More thoughts spun around in our heads: Had we started too early? Was she not ready? Had we done something stupid now?
No, that was not it. There was something else that just felt wrong...
At the time we could not figure out what it was, but we would soon make an important realisation that completely changed our view of potty training.
One day, after weeks of potty training, we suddenly understood why this sporadic and casual potty training approach would never work.
What had gnawed at the back of our minds for a long time suddenly became clear:
This was not pedagogical!
To put her on the potty a few times per day, and in between putting the nappy back on, only created confusion.
We had been sending mixed messages and it had of course been very difficult for her to understand what we wanted her to do.
Without meaning to, we had taught her to sometimes pee in the potty, but most of the time she should pee in the nappy.
So which is it, potty or nappy? No wonder she was confused.
It’s fairly obvious when you start thinking about it. How is a small child supposed to learn a new behaviour, when the child has to use the old behaviour most of the time?
That is counterproductive.
The other thing we realised was that we had put Stella on the potty, without really knowing if she needed to go.
Not particularly pedagogical.
And now afterwards we know that by doing so, the child does not learn to recognize the feeling of having to pee or poop (the body signal), nor to associate it with going to the potty.
The child does not make that connection because we parents decide when it's time to go, and thus we do not give the child the possibility to understand this for themselves.
Often the potty training goes on and on, simply because it becomes so hard for the child to understand.
And when you don’t understand, you loose interest right?
So the child loses interest and doesn’t want to sit on the potty anymore. It is very common, and it happened to us as well.
(Isn’t it very strange that this type of potty training is the most commonly advised today, since it only creates confusion in the child?)

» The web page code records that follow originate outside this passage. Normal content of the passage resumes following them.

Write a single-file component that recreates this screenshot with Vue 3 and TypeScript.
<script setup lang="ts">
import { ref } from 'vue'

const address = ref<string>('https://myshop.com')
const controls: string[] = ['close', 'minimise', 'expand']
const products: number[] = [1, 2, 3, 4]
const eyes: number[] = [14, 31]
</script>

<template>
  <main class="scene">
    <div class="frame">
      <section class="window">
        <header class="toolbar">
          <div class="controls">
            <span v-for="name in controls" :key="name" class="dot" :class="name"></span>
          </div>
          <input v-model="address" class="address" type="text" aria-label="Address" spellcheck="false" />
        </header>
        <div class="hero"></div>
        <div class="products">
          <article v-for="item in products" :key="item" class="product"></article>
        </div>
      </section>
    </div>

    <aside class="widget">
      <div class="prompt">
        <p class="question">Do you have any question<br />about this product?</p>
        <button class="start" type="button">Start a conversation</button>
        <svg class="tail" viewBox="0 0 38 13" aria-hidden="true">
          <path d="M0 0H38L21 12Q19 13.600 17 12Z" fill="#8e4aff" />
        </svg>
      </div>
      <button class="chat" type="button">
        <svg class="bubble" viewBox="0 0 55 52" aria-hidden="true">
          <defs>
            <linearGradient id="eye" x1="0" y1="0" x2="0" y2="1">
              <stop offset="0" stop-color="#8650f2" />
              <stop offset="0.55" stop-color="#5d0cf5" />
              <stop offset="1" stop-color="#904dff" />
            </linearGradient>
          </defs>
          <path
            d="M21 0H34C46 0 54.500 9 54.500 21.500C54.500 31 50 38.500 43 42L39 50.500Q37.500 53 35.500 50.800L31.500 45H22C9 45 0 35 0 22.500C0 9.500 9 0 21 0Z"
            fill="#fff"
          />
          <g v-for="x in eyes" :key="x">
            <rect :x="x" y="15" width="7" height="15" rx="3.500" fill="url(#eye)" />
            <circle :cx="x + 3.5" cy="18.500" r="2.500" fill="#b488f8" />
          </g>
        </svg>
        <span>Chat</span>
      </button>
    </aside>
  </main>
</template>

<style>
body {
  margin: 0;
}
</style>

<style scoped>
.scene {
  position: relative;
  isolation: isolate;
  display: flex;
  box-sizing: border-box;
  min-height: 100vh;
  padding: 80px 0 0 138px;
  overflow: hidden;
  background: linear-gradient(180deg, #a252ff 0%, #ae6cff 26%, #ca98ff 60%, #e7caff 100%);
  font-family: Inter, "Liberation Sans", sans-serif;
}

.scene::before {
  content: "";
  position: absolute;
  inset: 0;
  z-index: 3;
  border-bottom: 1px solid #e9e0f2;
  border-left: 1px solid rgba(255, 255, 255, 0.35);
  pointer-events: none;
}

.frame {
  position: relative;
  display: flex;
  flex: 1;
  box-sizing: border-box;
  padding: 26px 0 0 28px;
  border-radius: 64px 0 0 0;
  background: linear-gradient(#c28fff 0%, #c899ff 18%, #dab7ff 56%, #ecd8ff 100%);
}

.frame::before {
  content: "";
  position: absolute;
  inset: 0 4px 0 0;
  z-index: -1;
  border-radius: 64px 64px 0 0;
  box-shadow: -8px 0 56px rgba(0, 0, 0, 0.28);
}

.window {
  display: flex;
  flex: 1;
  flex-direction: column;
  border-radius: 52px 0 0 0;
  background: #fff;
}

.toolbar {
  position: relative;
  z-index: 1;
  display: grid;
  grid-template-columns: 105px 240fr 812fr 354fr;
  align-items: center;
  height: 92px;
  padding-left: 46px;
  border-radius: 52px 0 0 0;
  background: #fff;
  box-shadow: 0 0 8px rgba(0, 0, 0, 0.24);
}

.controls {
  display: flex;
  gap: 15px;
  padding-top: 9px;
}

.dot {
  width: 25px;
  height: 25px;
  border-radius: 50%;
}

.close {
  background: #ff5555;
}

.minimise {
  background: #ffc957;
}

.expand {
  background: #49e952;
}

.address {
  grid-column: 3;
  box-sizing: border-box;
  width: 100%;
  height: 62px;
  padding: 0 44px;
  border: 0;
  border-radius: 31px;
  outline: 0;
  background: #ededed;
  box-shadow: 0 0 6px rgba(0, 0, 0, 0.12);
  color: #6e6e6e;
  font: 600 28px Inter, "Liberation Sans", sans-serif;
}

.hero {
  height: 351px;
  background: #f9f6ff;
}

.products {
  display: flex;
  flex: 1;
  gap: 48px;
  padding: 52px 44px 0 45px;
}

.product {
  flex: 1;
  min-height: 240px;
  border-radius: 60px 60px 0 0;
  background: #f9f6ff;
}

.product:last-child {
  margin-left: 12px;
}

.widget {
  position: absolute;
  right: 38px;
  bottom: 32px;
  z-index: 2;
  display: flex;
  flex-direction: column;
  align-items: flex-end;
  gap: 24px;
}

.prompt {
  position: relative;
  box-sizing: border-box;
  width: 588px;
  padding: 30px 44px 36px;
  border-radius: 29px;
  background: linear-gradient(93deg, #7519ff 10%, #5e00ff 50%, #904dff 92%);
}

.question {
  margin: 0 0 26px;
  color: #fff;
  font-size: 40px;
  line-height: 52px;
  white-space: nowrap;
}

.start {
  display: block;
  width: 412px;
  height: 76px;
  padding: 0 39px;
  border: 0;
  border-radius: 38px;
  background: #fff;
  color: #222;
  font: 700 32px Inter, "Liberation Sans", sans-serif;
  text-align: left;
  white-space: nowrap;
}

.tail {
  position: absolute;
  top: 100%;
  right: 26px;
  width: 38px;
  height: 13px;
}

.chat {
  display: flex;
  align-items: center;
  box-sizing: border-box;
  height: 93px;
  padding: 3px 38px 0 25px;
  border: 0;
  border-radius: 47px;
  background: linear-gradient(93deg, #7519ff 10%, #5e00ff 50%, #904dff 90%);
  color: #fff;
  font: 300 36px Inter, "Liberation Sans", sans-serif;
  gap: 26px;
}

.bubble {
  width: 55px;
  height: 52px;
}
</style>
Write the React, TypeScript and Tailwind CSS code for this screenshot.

Ok, but how can you do it more pedagogical you might think now?
Well, that was the next discovery we made. Let us tell you how it happened:
We sat around the dinner table at our Italian friends Stefano and Susannas place. As always, it was very nice, Stefano offered some grappa and we talked about all kinds of things.
Naturally, we began to discuss the subject of potty training and we told them that we did not know what we would do to help Stella.
They looked at each other, smiled a bit, and began to tell their story.
When their daughter was 2 years old, they had helped her become completely nappy free in a very short time - going from completely nappy dependent to reliably dry, also at night, in less than two weeks.
We had never heard of anything like it, and at first it was hard to believe that such a thing could even be possible.
But they continued to explain the process and we became more and more interested.
The method was kind, gentle, and pedagogical, and we immediately felt we could relate to it.
Especially with regards to the experience we were just going through.
Our gut feeling told us that this was what we had been looking for.
For the first time since we started potty training we felt we had a plan we could believe in - we could see the light at the end of the tunnel.
But first and foremost , we had found an approach we thought Stella could understand.
We wrote down the key points on a piece of paper, went home, and started to prepare ourselves.
Thanks to their story, we could now organise the potty training in a way that Stella understood almost immediately.
After just two days, she had understood what it was all about. She had learnt to recognize her signals, to control her body, and to go to the potty to do what she needed.
After three days she was dry at night.
It was both amazingly fun and also very interesting to see what a difference it made to change the approach.
That feeling, when we saw her run to the potty on her own initiative, is still difficult to describe. Tears of joy trickled down our cheeks.
And since then - as you can imagine - everyone we've met wanted to know how we did it.
Many have wanted us to write down our best tips and advice, so they could potty train their own children.
That's how the idea of a book came about.
So we decided to write the book we ourselves would’ve wanted to read, to spread this knowledge further.
We call the book “Hello Potty Training”. It's a kind, gentle, pedagogical potty training approach that works, whether you've already started potty training or not.
The method has now been used by over 103 217 families with amazing reviews."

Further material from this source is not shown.